Butter alone can be stored for a long time:

The butter which I find high enough in vitamins for my use usually has to be shipped long distances as very little of it has been found in nearby states, even though they are liberal producers of dairy products. It could, however, be produced in most districts, placing the dairy cows on a rapidly growing young wheat pasture and putting the butter produced under these conditions in storage for other seasons when the butter is not so high in vitamins. Wheat can be pastured with very little loss in the grain yield up to the time it is about half grown, and under some conditions the yield has been shown to be increased. The wheat pasturage should be supplemented with some coarser feed, not grains.

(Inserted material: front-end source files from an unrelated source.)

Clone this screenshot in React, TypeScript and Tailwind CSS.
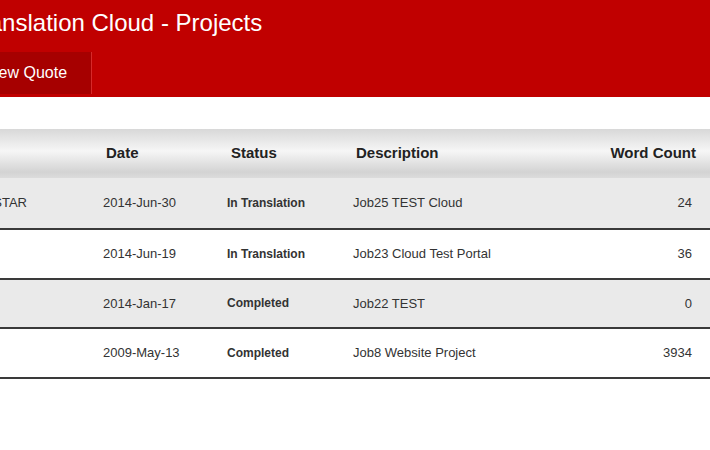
import React from 'react';

interface Project {
  name: string;
  date: string;
  status: string;
  description: string;
  words: number;
}

const projects: Project[] = [
  { name: 'Translation Cloud Test STAR', date: '2014-Jun-30', status: 'In Translation', description: 'Job25 TEST Cloud', words: 24 },
  { name: 'Cloud Test Portal', date: '2014-Jun-19', status: 'In Translation', description: 'Job23 Cloud Test Portal', words: 36 },
  { name: 'TEST', date: '2014-Jan-17', status: 'Completed', description: 'Job22 TEST', words: 0 },
  { name: 'Website Project', date: '2009-May-13', status: 'Completed', description: 'Job8 Website Project', words: 3934 },
];

const App: React.FC = () => {
  return (
    <div
      className="w-[710px] h-[450px] overflow-hidden bg-white"
      style={{ fontFamily: '"Liberation Sans", Arial, sans-serif' }}
    >
      <div className="h-[97px] bg-[#c00000] pt-[9px]">
        <h1 className="-ml-[33px] text-[24px] leading-[28px] font-normal text-white whitespace-nowrap">
          Translation Cloud - Projects
        </h1>
        <nav className="mt-[15px] flex">
          <button className="-ml-[37px] h-[42px] px-[24px] bg-[#a60000] border-r border-[#d62a2a] text-white text-[16px] flex items-center whitespace-nowrap">
            New Quote
          </button>
        </nav>
      </div>

      <div className="mt-[32px] -ml-[150px] w-[860px]">
        <table className="w-full table-fixed border-collapse">
          <colgroup>
            <col className="w-[243px]" />
            <col className="w-[124px]" />
            <col className="w-[126px]" />
            <col className="w-[217px]" />
            <col className="w-[150px]" />
          </colgroup>
          <thead>
            <tr className="h-[49px] bg-[linear-gradient(to_bottom,#d8d8d8_0%,#f6f6f6_45%,#d3d3d3_88%,#dcdcdc_100%)] text-[15px] font-bold text-[#222]">
              <th className="pl-[13px] text-left">Project</th>
              <th className="pl-[13px] text-left">Date</th>
              <th className="pl-[14px] text-left">Status</th>
              <th className="pl-[13px] text-left">Description</th>
              <th className="pr-[14px] text-right">Word Count</th>
            </tr>
          </thead>
          <tbody>
            {projects.map((p, i) => (
              <tr
                key={p.description}
                className={`${i === 0 ? 'h-[51px]' : 'h-[49.5px]'} ${
                  i % 2 === 0 ? 'bg-[#eaeaea]' : 'bg-white'
                } border-b-2 border-[#3a3a3a] text-[13px] text-[#333]`}
              >
                <td className="pl-[11px] whitespace-nowrap">{p.name}</td>
                <td className="pl-[10px] whitespace-nowrap">{p.date}</td>
                <td className="pl-[10px] text-[12px] font-bold whitespace-nowrap">{p.status}</td>
                <td className="pl-[10px] whitespace-nowrap">{p.description}</td>
                <td className="pr-[18px] text-right">{p.words}</td>
              </tr>
            ))}
          </tbody>
        </table>
      </div>
    </div>
  );
};

export default App;
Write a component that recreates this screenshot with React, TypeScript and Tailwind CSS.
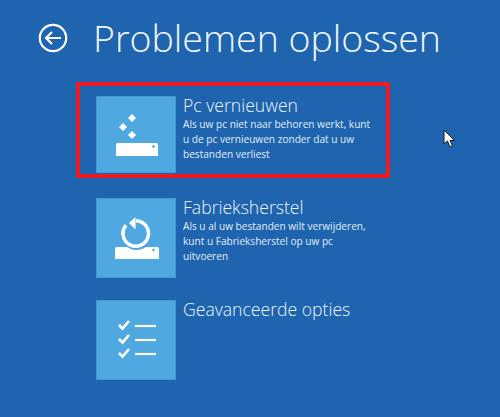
import type { ReactNode } from "react";

const font = { fontFamily: '"Open Sans", "Noto Sans", sans-serif' };

function RefreshIcon() {
  return (
    <svg width="80" height="77" viewBox="0 0 80 77">
      <path d="M36 18l4 4-4 4-4-4z" fill="#fff" />
      <path d="M27 27l4 4-4 4-4-4z" fill="#fff" />
      <path d="M36 35l4 4-4 4-4-4z" fill="#fff" />
      <path d="M20 49q0-2 2-2h38q2 0 2 2v11H20z" fill="#fff" />
      <path d="M56 50.500h3M57.500 49v3" stroke="#4fa8e0" strokeWidth="1" fill="none" />
    </svg>
  );
}

function ResetIcon() {
  return (
    <svg width="80" height="80" viewBox="0 0 80 80">
      <path d="M21 49h40q2 0 2 2v10H19V51q0-2 2-2z" fill="#fff" />
      <circle cx="40.500" cy="35.500" r="16.500" fill="#4fa8e0" />
      <path d="M40 22.750a12.750 12.750 0 1 1-10 4.500" fill="none" stroke="#fff" strokeWidth="3.500" />
      <path d="M33 25l6.500-6v12.500z" fill="#fff" />
      <path d="M56 52h3M57.500 50.500v3" stroke="#4fa8e0" strokeWidth="1" fill="none" />
    </svg>
  );
}

function OptionsIcon() {
  const rows = [26, 40, 54];
  return (
    <svg width="80" height="80" viewBox="0 0 80 80">
      {rows.map((y) => (
        <g key={y}>
          <path d={`M23 ${y - 1}l3.500 3.500 6.500-7.500`} fill="none" stroke="#fff" strokeWidth="2.600" />
          <path d={`M39 ${y}h21`} fill="none" stroke="#fff" strokeWidth="2.200" />
        </g>
      ))}
    </svg>
  );
}

function Option({ title, text, tileClass, children }: { title: string; text: string[]; tileClass: string; children: ReactNode }) {
  return (
    <div className="flex">
      <div className={`w-[80px] shrink-0 bg-[#4fa8e0] shadow-[inset_0_0_0_1px_#4598d6] ${tileClass}`}>{children}</div>
      <div className="ml-[7px] -mt-[2px]">
        <h2 className="text-[17.6px] leading-[22px] font-light text-[#eef5fb]">{title}</h2>
        <div className="mt-[1px] text-[10.1px] leading-[15px] text-[#e3eef8]">
          {text.map((line) => (
            <p key={line} className="whitespace-nowrap">{line}</p>
          ))}
        </div>
      </div>
    </div>
  );
}

export default function App() {
  return (
    <div className="relative h-[417px] w-[500px] overflow-hidden bg-[#1e64ae]" style={font}>
      <header className="flex h-[96px] items-start pl-[38px]">
        <svg className="mt-[23px]" width="30" height="30" viewBox="0 0 30 30" fill="none" stroke="#fff">
          <circle cx="15" cy="15" r="13.200" strokeWidth="2.200" />
          <path d="M23 15H8M14 9l-6 6 6 6" strokeWidth="2.200" />
        </svg>
        <h1 className="ml-[25px] mt-[13px] whitespace-nowrap text-[37.5px] leading-[50px] font-light text-[#f2f7fc]">Problemen oplossen</h1>
      </header>

      <main className="flex flex-col pl-[96px]">
        <Option
          title="Pc vernieuwen"
          text={["Als uw pc niet naar behoren werkt, kunt", "u de pc vernieuwen zonder dat u uw", "bestanden verliest"]}
          tileClass="h-[77px]"
        >
          <RefreshIcon />
        </Option>
        <div className="mt-[25px]">
          <Option
            title="Fabrieksherstel"
            text={["Als u al uw bestanden wilt verwijderen,", "kunt u Fabrieksherstel op uw pc", "uitvoeren"]}
            tileClass="h-[80px]"
          >
            <ResetIcon />
          </Option>
        </div>
        <div className="mt-[22px]">
          <Option title="Geavanceerde opties" text={[]} tileClass="h-[80px]">
            <OptionsIcon />
          </Option>
        </div>
      </main>

      {/* annotation drawn over the first option */}
      <div className="absolute left-[76px] top-[82px] h-[96px] w-[314px] border-4 border-[#ed1c24]" />

      <svg className="absolute left-[443px] top-[129px]" width="13" height="19" viewBox="0 0 13 19">
        <path d="M1 1v14l3.500-3 2.500 6 2.500-1-2.500-5.500H11.500z" fill="#fff" stroke="#1a1a1a" strokeWidth="1" />
      </svg>
    </div>
  );
}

Marine animal products can also be rich in activators if animals eat marine plants:

Animal foods, whether dairy products, eggs or tissues will have their nutritive value enhanced, particularly their activator content, if the animals are feeding on a ration high in both activator and minerals, which will mean a liberal supply at all seasons of the year of either a rapidly growing young grass eating fresh or after being properly cared so as to conserve the activators, especially carotene. For this carrots and green wheat furnish a particularly available source. This will enable animals furnishing milk or eggs to not only supply better food but to greatly reinforce their own tissues for better body functioning and as storage for emergency periods. Most humans can well, if not best, reinforce their reserves with dairy products so produced and used as either fresh or storage products, and also from some marine animal products, which animals obtain their activators directly or indirectly from the pasturage of “the meadows of the sea”; such as cod liver oil especially selected for high activator content.